Select the lines that hold the word "image" and copy each one.
── MATERIAL PROVIDED ──
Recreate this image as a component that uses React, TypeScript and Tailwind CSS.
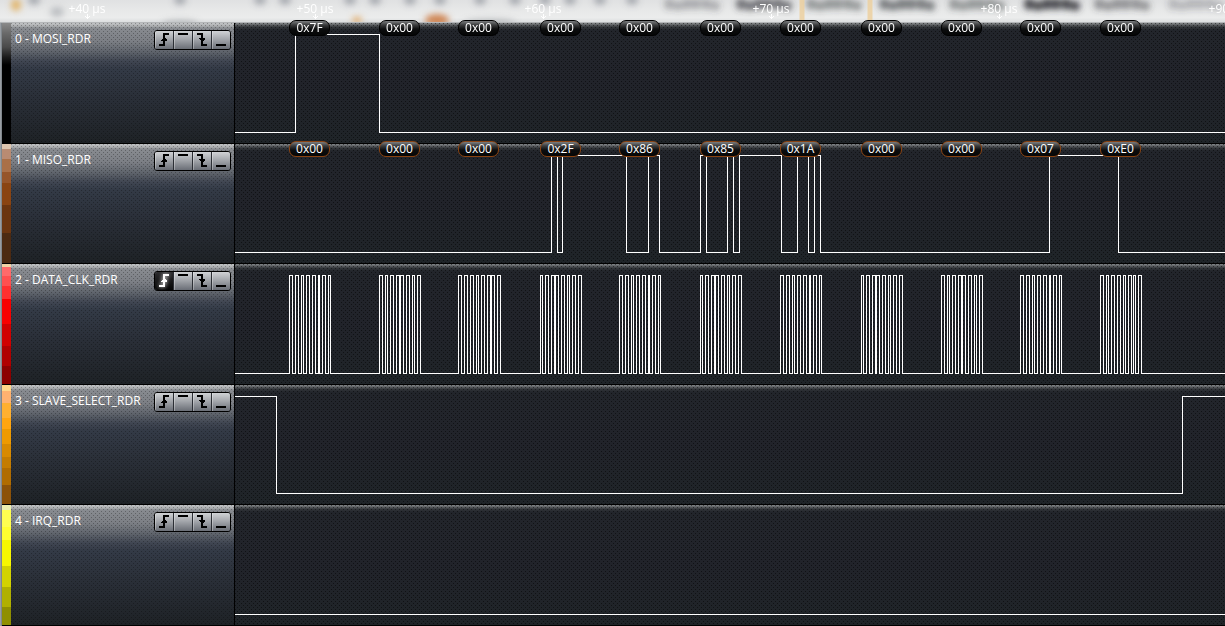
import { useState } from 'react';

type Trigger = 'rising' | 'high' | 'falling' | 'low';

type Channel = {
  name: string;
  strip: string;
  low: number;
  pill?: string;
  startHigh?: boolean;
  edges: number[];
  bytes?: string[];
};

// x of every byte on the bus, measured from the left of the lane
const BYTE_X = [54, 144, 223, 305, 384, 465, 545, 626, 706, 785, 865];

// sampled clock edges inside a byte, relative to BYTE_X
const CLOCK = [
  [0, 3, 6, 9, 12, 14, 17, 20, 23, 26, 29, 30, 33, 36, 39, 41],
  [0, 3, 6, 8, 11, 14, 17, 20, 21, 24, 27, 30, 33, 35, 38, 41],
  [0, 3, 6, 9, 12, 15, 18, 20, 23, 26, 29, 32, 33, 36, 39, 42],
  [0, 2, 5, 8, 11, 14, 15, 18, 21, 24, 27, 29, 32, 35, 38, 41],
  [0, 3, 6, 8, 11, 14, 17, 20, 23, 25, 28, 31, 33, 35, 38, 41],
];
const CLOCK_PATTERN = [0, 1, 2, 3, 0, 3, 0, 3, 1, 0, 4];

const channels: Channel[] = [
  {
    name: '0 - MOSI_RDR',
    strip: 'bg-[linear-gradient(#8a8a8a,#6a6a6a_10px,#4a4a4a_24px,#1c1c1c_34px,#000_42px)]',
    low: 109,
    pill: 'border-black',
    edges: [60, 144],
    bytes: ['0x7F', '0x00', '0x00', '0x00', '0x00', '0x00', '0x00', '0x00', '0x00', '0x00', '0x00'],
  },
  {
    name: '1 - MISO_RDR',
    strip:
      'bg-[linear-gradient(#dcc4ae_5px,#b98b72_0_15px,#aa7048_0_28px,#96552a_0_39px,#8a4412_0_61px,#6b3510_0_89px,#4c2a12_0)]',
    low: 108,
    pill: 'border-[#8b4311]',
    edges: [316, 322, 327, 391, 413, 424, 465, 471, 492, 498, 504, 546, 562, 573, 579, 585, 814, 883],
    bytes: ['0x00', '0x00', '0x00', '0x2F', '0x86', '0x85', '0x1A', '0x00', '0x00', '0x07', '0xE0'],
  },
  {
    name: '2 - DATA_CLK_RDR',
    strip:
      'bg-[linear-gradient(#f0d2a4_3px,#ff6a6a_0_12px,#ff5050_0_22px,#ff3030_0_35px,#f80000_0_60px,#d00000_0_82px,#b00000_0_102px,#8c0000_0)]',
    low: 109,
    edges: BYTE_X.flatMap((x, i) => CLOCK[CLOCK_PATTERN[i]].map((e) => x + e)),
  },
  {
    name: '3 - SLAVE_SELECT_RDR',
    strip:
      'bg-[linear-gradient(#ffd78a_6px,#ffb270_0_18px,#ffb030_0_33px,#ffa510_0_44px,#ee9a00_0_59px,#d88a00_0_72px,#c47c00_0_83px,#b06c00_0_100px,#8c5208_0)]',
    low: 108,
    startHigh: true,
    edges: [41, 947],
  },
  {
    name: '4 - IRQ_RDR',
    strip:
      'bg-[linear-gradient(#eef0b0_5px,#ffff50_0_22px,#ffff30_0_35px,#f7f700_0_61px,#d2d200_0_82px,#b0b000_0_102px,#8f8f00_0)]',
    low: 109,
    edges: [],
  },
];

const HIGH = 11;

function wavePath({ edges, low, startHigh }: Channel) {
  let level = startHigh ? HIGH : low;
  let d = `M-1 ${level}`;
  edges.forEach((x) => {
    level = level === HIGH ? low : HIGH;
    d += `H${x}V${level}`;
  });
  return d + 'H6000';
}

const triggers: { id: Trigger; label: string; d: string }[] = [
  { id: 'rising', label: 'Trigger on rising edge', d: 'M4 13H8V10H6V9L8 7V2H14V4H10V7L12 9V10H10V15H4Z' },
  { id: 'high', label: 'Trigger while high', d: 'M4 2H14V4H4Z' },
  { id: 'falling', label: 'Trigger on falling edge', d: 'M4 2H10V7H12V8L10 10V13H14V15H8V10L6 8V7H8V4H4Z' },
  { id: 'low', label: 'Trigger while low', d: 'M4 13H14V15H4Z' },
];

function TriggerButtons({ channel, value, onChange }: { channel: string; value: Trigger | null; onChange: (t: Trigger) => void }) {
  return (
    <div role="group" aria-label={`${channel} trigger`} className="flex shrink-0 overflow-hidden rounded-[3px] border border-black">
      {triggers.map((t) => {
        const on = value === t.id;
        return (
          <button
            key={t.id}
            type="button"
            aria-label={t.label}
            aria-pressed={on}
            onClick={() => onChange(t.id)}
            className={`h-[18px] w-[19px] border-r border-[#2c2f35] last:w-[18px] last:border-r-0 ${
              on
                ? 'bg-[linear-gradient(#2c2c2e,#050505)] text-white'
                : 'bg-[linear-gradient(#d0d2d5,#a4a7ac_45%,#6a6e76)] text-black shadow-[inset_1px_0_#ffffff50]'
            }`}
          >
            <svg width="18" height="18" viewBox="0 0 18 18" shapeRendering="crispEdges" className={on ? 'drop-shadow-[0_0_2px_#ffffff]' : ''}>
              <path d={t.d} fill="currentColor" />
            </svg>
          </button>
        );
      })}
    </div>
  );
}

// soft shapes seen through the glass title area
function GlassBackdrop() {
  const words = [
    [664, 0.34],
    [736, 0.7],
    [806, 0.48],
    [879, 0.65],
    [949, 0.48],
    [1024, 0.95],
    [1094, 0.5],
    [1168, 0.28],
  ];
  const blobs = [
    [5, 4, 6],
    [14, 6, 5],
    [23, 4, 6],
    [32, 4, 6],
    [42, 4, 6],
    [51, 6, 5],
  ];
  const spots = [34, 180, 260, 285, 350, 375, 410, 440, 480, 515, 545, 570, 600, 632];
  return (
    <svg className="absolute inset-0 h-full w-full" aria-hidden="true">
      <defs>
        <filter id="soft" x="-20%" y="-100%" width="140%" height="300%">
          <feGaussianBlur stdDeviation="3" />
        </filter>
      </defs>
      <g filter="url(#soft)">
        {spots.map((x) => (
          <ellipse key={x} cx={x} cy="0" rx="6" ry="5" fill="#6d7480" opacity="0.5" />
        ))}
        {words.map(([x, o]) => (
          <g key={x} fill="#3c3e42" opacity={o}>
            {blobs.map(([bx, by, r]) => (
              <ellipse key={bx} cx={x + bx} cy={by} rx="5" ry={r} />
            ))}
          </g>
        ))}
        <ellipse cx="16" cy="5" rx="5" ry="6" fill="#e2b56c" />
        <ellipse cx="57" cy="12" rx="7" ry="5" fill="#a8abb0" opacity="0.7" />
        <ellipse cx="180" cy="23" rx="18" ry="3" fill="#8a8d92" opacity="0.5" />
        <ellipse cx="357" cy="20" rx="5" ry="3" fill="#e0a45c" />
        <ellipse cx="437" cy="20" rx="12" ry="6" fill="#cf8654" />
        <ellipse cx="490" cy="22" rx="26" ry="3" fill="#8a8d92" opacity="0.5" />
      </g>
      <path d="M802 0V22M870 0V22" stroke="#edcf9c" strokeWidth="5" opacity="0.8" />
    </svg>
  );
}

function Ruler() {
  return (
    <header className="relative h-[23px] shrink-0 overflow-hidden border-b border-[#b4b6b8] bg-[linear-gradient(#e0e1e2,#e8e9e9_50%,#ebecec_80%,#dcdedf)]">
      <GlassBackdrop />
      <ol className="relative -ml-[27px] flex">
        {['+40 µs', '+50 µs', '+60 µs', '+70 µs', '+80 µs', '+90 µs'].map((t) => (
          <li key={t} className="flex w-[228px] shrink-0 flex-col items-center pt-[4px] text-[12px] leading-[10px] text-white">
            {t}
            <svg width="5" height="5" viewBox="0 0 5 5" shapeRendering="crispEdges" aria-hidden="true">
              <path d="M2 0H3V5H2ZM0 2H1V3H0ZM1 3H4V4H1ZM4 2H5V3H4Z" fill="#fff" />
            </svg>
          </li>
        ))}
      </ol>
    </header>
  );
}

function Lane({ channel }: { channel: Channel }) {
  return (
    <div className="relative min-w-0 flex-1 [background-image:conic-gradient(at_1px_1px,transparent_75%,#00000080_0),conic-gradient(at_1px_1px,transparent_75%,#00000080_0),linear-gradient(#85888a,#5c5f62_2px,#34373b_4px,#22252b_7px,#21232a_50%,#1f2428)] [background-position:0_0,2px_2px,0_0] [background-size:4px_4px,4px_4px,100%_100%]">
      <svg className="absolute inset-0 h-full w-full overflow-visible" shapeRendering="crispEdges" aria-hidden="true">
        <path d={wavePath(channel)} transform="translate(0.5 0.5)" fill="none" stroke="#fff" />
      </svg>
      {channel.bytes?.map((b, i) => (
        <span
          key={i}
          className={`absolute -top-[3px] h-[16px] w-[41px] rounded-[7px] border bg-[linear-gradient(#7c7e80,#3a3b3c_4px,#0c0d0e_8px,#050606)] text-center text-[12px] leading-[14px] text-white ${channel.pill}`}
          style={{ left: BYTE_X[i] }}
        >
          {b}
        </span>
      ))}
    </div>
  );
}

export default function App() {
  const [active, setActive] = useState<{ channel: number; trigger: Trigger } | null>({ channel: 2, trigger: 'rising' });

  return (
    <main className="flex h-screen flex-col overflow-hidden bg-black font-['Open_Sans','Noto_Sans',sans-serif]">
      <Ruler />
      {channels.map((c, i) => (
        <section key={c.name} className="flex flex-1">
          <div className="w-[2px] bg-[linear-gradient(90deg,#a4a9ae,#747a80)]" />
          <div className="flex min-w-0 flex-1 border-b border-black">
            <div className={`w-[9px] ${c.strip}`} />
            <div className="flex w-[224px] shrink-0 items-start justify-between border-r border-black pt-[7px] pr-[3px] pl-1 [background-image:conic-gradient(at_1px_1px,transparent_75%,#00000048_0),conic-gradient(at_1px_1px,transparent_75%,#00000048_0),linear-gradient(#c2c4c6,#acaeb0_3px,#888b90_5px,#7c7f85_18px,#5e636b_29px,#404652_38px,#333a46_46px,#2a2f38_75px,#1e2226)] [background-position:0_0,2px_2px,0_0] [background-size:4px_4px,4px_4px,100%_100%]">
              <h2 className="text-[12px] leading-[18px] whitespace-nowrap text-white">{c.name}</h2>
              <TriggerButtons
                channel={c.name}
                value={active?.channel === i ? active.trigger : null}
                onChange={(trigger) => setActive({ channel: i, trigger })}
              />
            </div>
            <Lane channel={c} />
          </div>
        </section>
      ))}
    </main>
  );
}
───
§ OUTPUT BELOW
Recreate this image as a component that uses React, TypeScript and Tailwind CSS.
    <div className="relative min-w-0 flex-1 [background-image:conic-gradient(at_1px_1px,transparent_75%,#00000080_0),conic-gradient(at_1px_1px,transparent_75%,#00000080_0),linear-gradient(#85888a,#5c5f62_2px,#34373b_4px,#22252b_7px,#21232a_50%,#1f2428)] [background-position:0_0,2px_2px,0_0] [background-size:4px_4px,4px_4px,100%_100%]">
            <div className="flex w-[224px] shrink-0 items-start justify-between border-r border-black pt-[7px] pr-[3px] pl-1 [background-image:conic-gradient(at_1px_1px,transparent_75%,#00000048_0),conic-gradient(at_1px_1px,transparent_75%,#00000048_0),linear-gradient(#c2c4c6,#acaeb0_3px,#888b90_5px,#7c7f85_18px,#5e636b_29px,#404652_38px,#333a46_46px,#2a2f38_75px,#1e2226)] [background-position:0_0,2px_2px,0_0] [background-size:4px_4px,4px_4px,100%_100%]">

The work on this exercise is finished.